“Insieme torneremo, non una di meno” risuona forte nelle strade della Capitale: in migliaia animati dalla lotta per diritti di tutti
Sorelle, amiche, madri e figlie, ma anche compagni, amici e gruppi di ragazzi riuniti nella Capitale, sabato 23 novembre, dal Corteo organizzato da Non Una di meno in occasione della giornata dedicata alla violenza contro le donne. La “marea transfemminista” è partita nel primo pomeriggio da Piazzale Ostiense per poi arrivare, dopo il tramonto, a Piazza Vittorio Emanuele II. Un cammino animato da cori, musica e il suono dei tamburi a dare ritmo alla marcia, ma accompagnato anche da momenti di dialogo ed atti simbolici, come l’immagine del ministro Valditara bruciata con dei fumogeni di fronte al Ministero dell’Istruzione.
Ad alzare bandiere e frasi al cielo sono stati migliaia di donne e uomini, perché di fatto la causa proposta riguarda ogni persona e generazione. Si tratta del diritto di autodeterminarsi, di decidere per se stessi. Il diritto di libertà su un corpo che è privato ma ha anche un significato politico, qui come altrove.
Ed ecco che, accanto alla lotta al patriarcato, alla violenza esercitata dagli uomini, violenza che nel 2024 ha portato finora alla morte di 106 donne in Italia, il Corteo diventa pretesto ed occasione per denunciare ogni forma di discriminazione e limitazione della personale libertà, al di là del genere e dei confini.
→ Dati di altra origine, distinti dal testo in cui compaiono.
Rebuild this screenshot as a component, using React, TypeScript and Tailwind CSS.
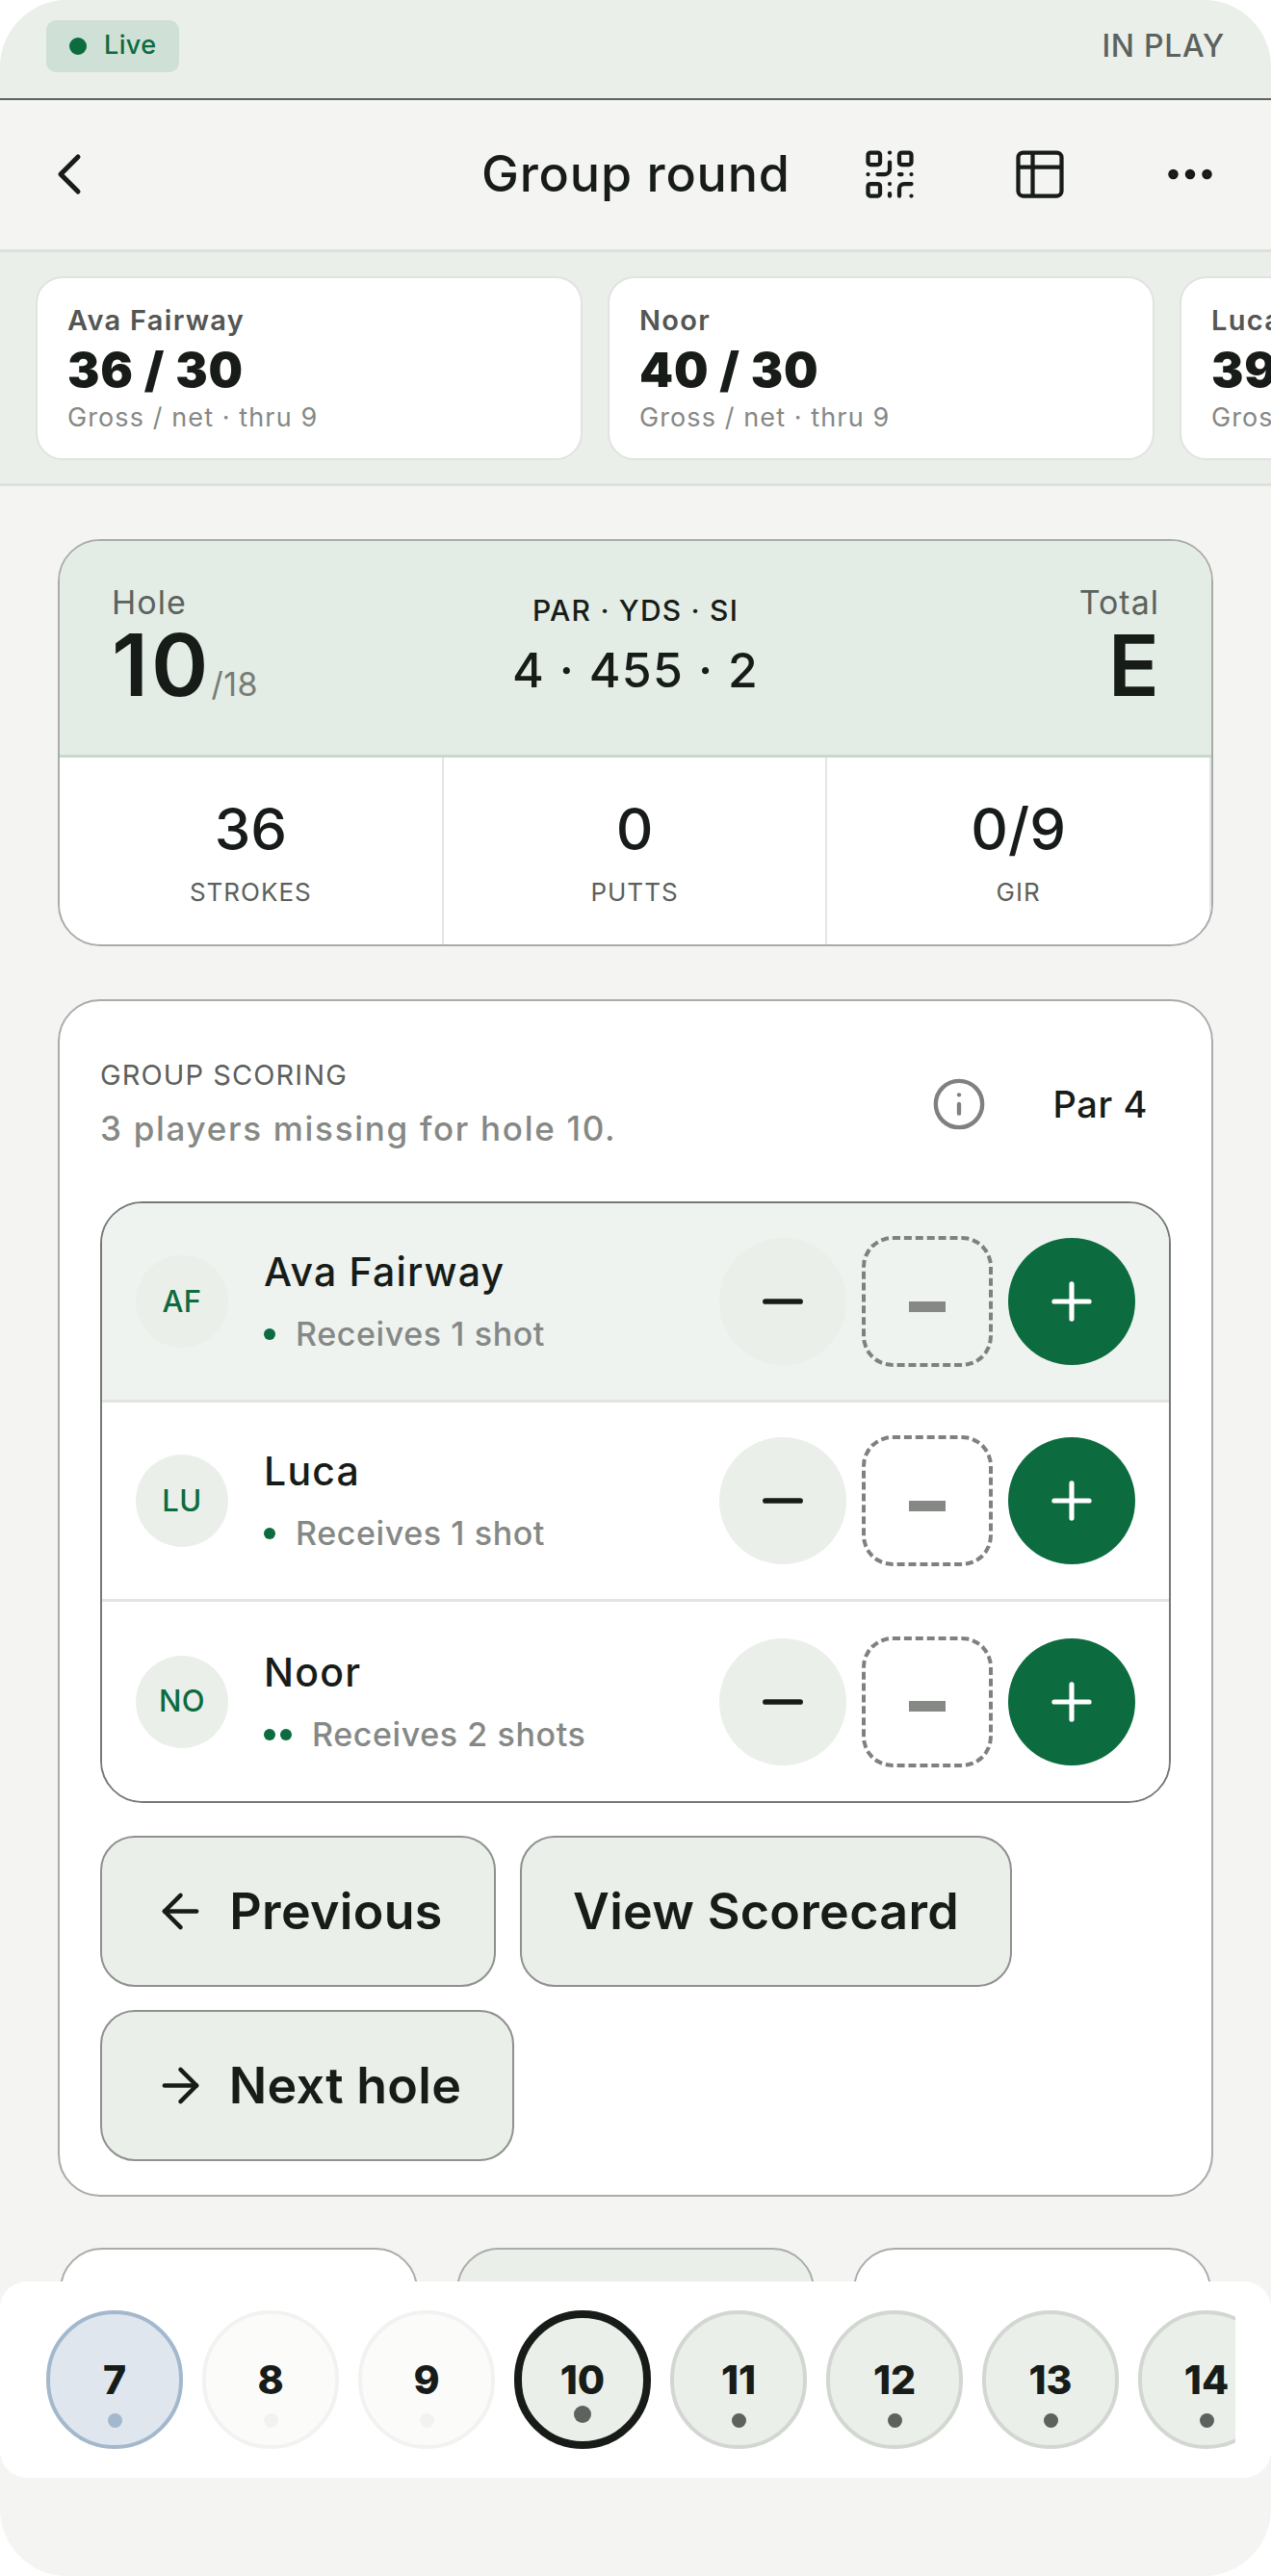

Dai carri che hanno diretto il corteo, urlato al megafono e nella lingua dei segni, il messaggio, “Non esisterà una Palestina libera senza la libertà delle donne e non esisterà una libertà delle donne senza una Palestina libera“, perché se è vero che il corpo di una donna è una terra dove invasori rivendicano un’ illegittima colonizzazione, la Palestina è attualmente l’esempio per eccellenza di patria uccisa. Un femminicidio al quale contribuiscono stati e governi, così come patriarcato e libertà limitate contribuiscono a rendere necessari cortei per la violenza sulle donne.